## Goal
Your task is to output the listing word for word, with pictures excluded.

## Information provided
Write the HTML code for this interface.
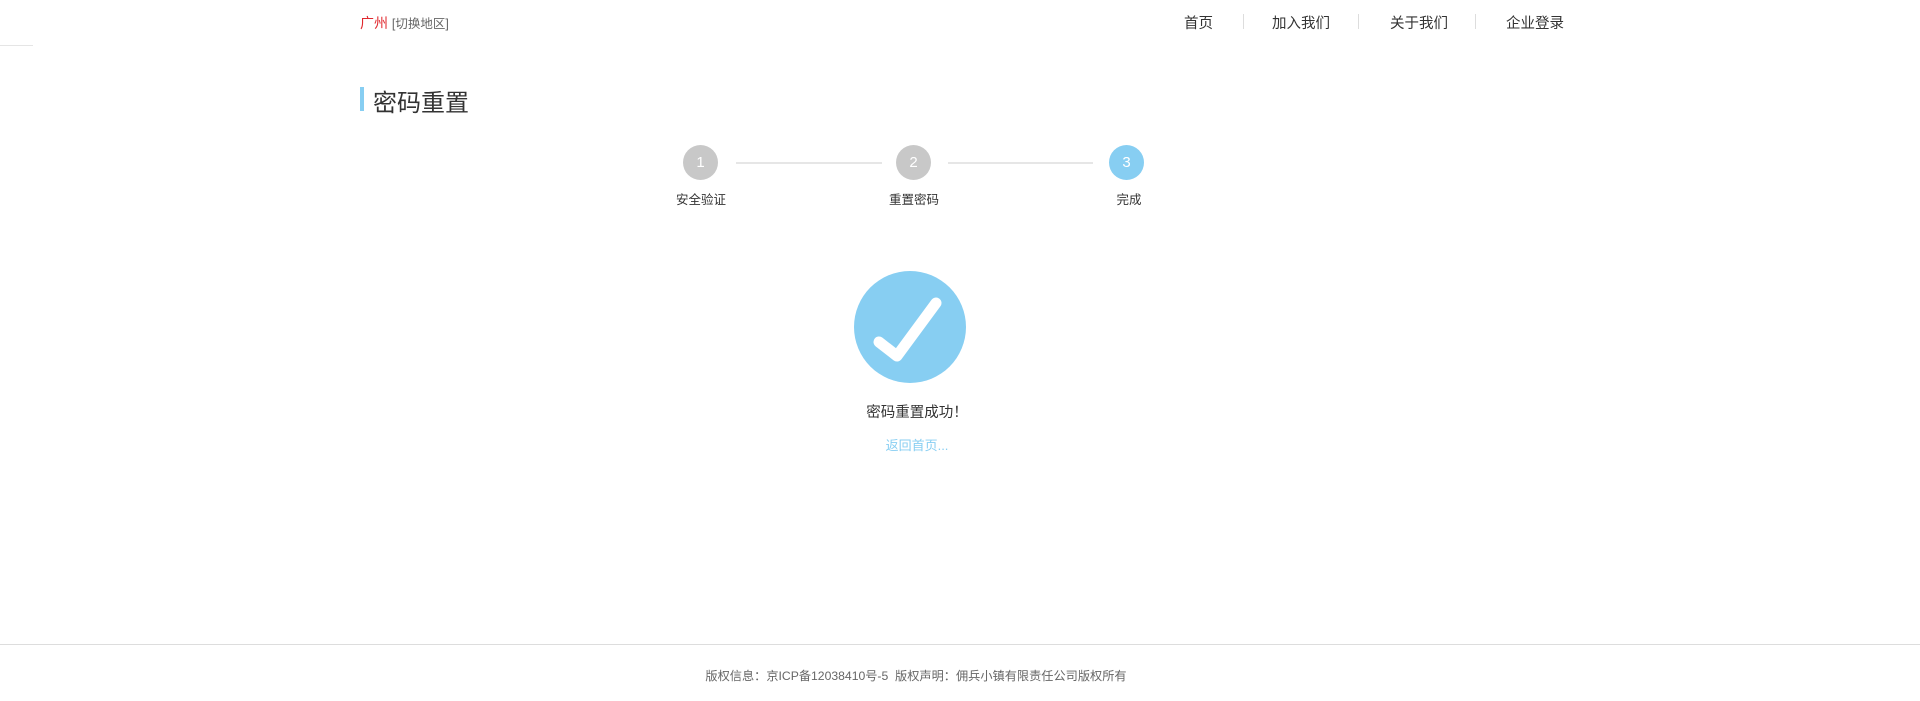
<!DOCTYPE html>
<html><head><meta charset="utf-8"><style>
*{margin:0;padding:0;box-sizing:border-box}
body{width:1920px;height:701px;position:relative;background:#fff;font-family:"Liberation Sans","Noto Sans CJK SC",sans-serif;color:#333;overflow:hidden}
.a{position:absolute;white-space:nowrap}
.nav{font-size:14.5px;color:#333;top:12px}
.sep{position:absolute;top:14px;width:1px;height:15px;background:#ddd}
.c{position:absolute;width:35px;height:35px;border-radius:50%;background:#c8c8c8;color:#fff;font-size:15px;text-align:center;line-height:35px;top:145px}
.ln{position:absolute;top:162px;height:2px;background:#e6e6e6}
.lb{font-size:12.5px;top:189px;transform:translateX(-50%)}
</style></head><body>
<div class="a" style="left:0;top:45px;width:33px;height:1px;background:#e5e5e5"></div>
<div class="a" style="left:360px;top:13px;font-size:14px;color:#e0282e">广州 <span style="font-size:12.5px;color:#666">[切换地区]</span></div>
<div class="a nav" style="left:1184px">首页</div>
<div class="sep" style="left:1243px"></div>
<div class="a nav" style="left:1272px">加入我们</div>
<div class="sep" style="left:1358px"></div>
<div class="a nav" style="left:1390px">关于我们</div>
<div class="sep" style="left:1475px"></div>
<div class="a nav" style="left:1506px">企业登录</div>
<div class="a" style="left:360px;top:87px;width:4px;height:24px;background:#87cef2"></div>
<div class="a" style="left:373px;top:83px;font-size:24px;color:#333">密码重置</div>
<div class="c" style="left:683px">1</div>
<div class="ln" style="left:736px;width:146px"></div>
<div class="c" style="left:896px">2</div>
<div class="ln" style="left:948px;width:145px"></div>
<div class="c" style="left:1109px;background:#87cef2">3</div>
<div class="a lb" style="left:701px">安全验证</div>
<div class="a lb" style="left:914px">重置密码</div>
<div class="a lb" style="left:1129px">完成</div>
<svg class="a" style="left:854px;top:271px" width="112" height="112" viewBox="0 0 112 112">
<circle cx="56" cy="56" r="56" fill="#87cef2"/>
<path d="M25 71 L43 85 L82 32" fill="none" stroke="#fff" stroke-width="11" stroke-linecap="round" stroke-linejoin="round"/>
</svg>
<div class="a" style="left:917px;top:401px;font-size:14.5px;transform:translateX(-50%)">密码重置成功！</div>
<div class="a" style="left:917px;top:435px;font-size:13px;color:#87cef2;transform:translateX(-50%)">返回首页...</div>
<div class="a" style="left:0;top:644px;width:1920px;height:1px;background:#ddd"></div>
<div class="a" style="left:916px;top:666px;font-size:12.2px;color:#666;transform:translateX(-50%)">版权信息：京ICP备12038410号-5&nbsp; 版权声明：佣兵小镇有限责任公司版权所有</div>
</body></html>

## Exercise solution
Write the HTML code for this interface.
<!DOCTYPE html>
<html><head><meta charset="utf-8"><style>
*{margin:0;padding:0;box-sizing:border-box}
body{width:1920px;height:701px;position:relative;background:#fff;font-family:"Liberation Sans","Noto Sans CJK SC",sans-serif;color:#333;overflow:hidden}
.a{position:absolute;white-space:nowrap}
.nav{font-size:14.5px;color:#333;top:12px}
.sep{position:absolute;top:14px;width:1px;height:15px;background:#ddd}
.c{position:absolute;width:35px;height:35px;border-radius:50%;background:#c8c8c8;color:#fff;font-size:15px;text-align:center;line-height:35px;top:145px}
.ln{position:absolute;top:162px;height:2px;background:#e6e6e6}
.lb{font-size:12.5px;top:189px;transform:translateX(-50%)}
</style></head><body>
<div class="a" style="left:0;top:45px;width:33px;height:1px;background:#e5e5e5"></div>
<div class="a" style="left:360px;top:13px;font-size:14px;color:#e0282e">广州 <span style="font-size:12.5px;color:#666">[切换地区]</span></div>
<div class="a nav" style="left:1184px">首页</div>
<div class="sep" style="left:1243px"></div>
<div class="a nav" style="left:1272px">加入我们</div>
<div class="sep" style="left:1358px"></div>
<div class="a nav" style="left:1390px">关于我们</div>
<div class="sep" style="left:1475px"></div>
<div class="a nav" style="left:1506px">企业登录</div>
<div class="a" style="left:360px;top:87px;width:4px;height:24px;background:#87cef2"></div>
<div class="a" style="left:373px;top:83px;font-size:24px;color:#333">密码重置</div>
<div class="c" style="left:683px">1</div>
<div class="ln" style="left:736px;width:146px"></div>
<div class="c" style="left:896px">2</div>
<div class="ln" style="left:948px;width:145px"></div>
<div class="c" style="left:1109px;background:#87cef2">3</div>
<div class="a lb" style="left:701px">安全验证</div>
<div class="a lb" style="left:914px">重置密码</div>
<div class="a lb" style="left:1129px">完成</div>
<svg class="a" style="left:854px;top:271px" width="112" height="112" viewBox="0 0 112 112">
<circle cx="56" cy="56" r="56" fill="#87cef2"/>
<path d="M25 71 L43 85 L82 32" fill="none" stroke="#fff" stroke-width="11" stroke-linecap="round" stroke-linejoin="round"/>
</svg>
<div class="a" style="left:917px;top:401px;font-size:14.5px;transform:translateX(-50%)">密码重置成功！</div>
<div class="a" style="left:917px;top:435px;font-size:13px;color:#87cef2;transform:translateX(-50%)">返回首页...</div>
<div class="a" style="left:0;top:644px;width:1920px;height:1px;background:#ddd"></div>
<div class="a" style="left:916px;top:666px;font-size:12.2px;color:#666;transform:translateX(-50%)">版权信息：京ICP备12038410号-5&nbsp; 版权声明：佣兵小镇有限责任公司版权所有</div>
</body></html>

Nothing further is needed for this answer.